Looking for a job can be a time when your faith in people is restored. The friend who pays for your resume because you can’t and asks nothing in return; the neighbour who brings you a newspaper clipping of a job she’s seen that sounds “just like you”. Or the new Twitter follower who is moved to refer you to a professional who may help. You can be down in the dumps only to find that a wonderful opportunity springs from nowhere when you least expect it.
Yes, all sorts of people are willing to help you or offer advice. The only thing you need to be able to do is to stop talking and start listening.
Today I received a telephone call from a job seeker. I’ll call him Pete.
Pete had arrived in Australia at the end of 2008. He had held a job for a short time with the same international company that he’d been working with overseas, but the global financial crisis put an end to his assignment, and sadly the company couldn’t find another role for him. After a frustrating period of unemployment, he found a job. It wasn’t to his liking nor was it in his area of expertise, but it was a job. Now, that role too, was ending and Pete was back on the market again.
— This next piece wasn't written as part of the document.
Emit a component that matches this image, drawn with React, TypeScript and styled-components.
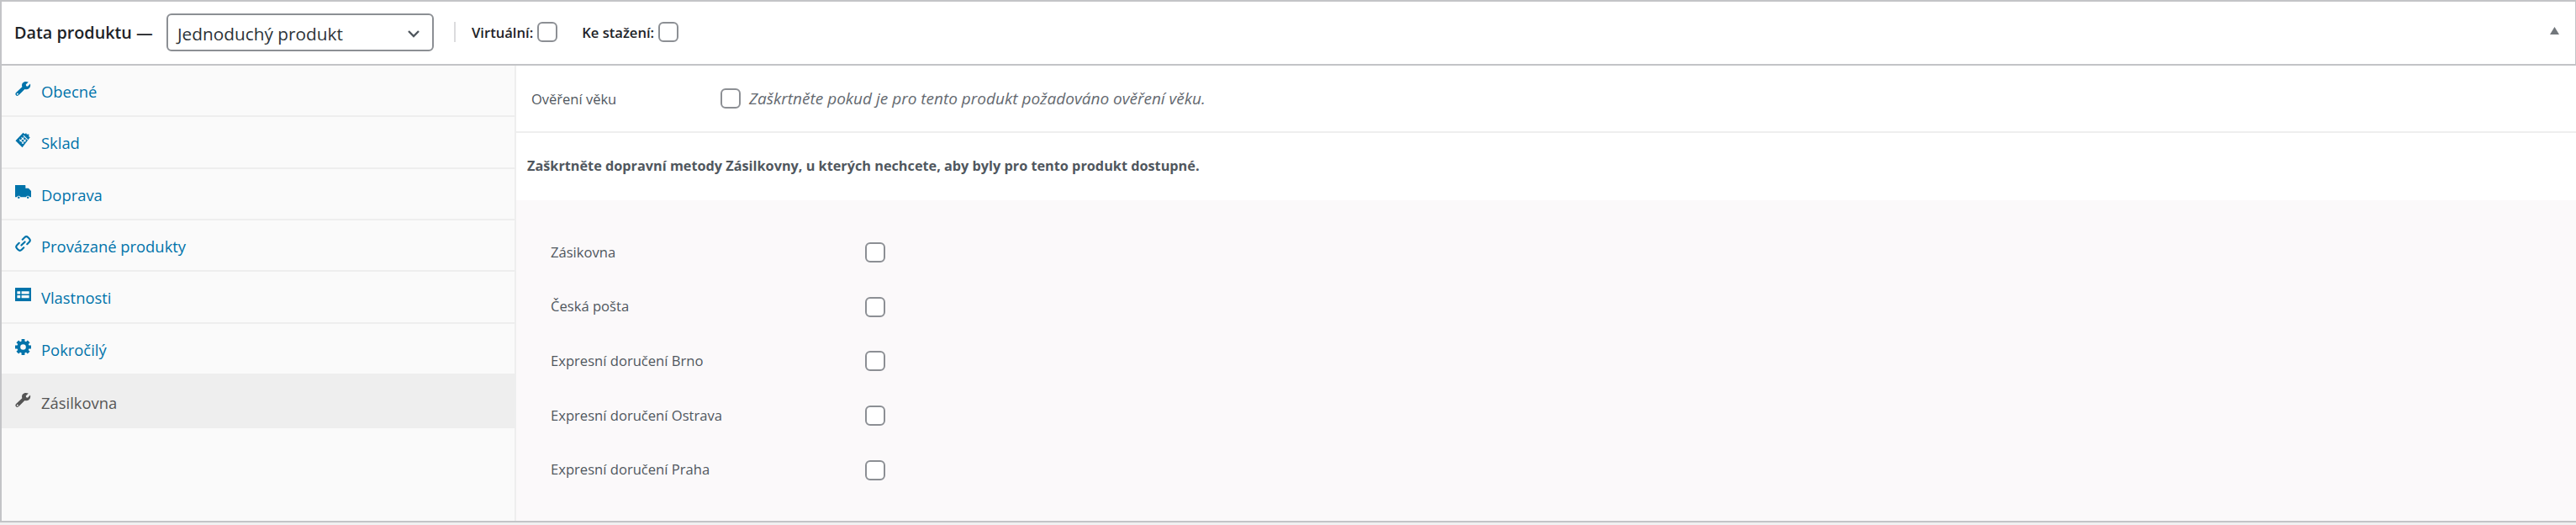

As Pete went through his background, it was clear he was upset. He talked of how recruiters only wanted someone with “local” experience, how he had toyed with the idea of changing careers but he didn’t know where to start, and how he had never been unemployed in his entire career before coming to Australia. Australia, he said, was a nightmare.
Despite having a full day of writing to do and deadlines beckoning, I felt for Pete. Not because I thought we could do business; he’d already told me that funds were non-existent. I wanted to help him organise his thoughts which were going in a hundred different directions, steeped in negativity, and obviously counterproductive to anything remotely like a successful job search.
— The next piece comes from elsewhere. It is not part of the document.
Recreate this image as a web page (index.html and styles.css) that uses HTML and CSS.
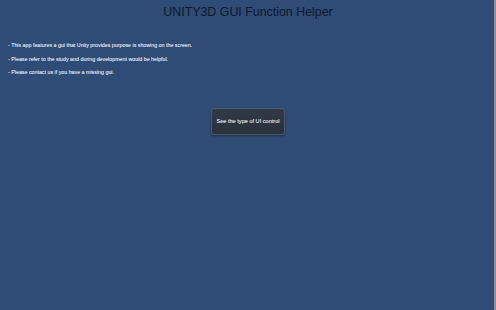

For the majority of the 30 minutes we spent on the telephone, Pete wasn’t listening. I asked him about his job search methods, asked him about his areas of expertise and provided five pieces of job search advice that most people pay to receive. As I asked questions and explained the best ways for job search to work for him, Pete was off in his own world. He talked all over the top of me, interrupted me, and complained bitterly about how no-one would help him, when he was talking to a person who was helping him.
He was just talking too much to hear.
When I offered a suggestion, he said it wouldn’t work. When asked if he’d tried it, he told me he hadn’t.
When I recommended he call his original employer that he had tenure with in another country and here in Australia, he said they wouldn’t be worth calling. He hadn’t investigated that option, indeed had no idea what their hiring practices were right now, but felt sure they wouldn’t be hiring.
After 30 years in the careers industry, I know a lot about looking for a job. So much so that people pay for my knowledge and I was offering it free at that moment. Pete though was too busy allowing his emotions to control him. He didn’t want advice, he didn’t want help, he didn’t want to listen; he just wanted to vent, challenge and argue.
In an hour from now, Pete will probably wonder what that website was again, and wrack his brains to remember any of my tips. Or, maybe he didn’t hear anything at all and continues to tell anyone who’ll listen, that nobody will help him find a job.
Help is everywhere; you just need to be open enough to listen and accept it.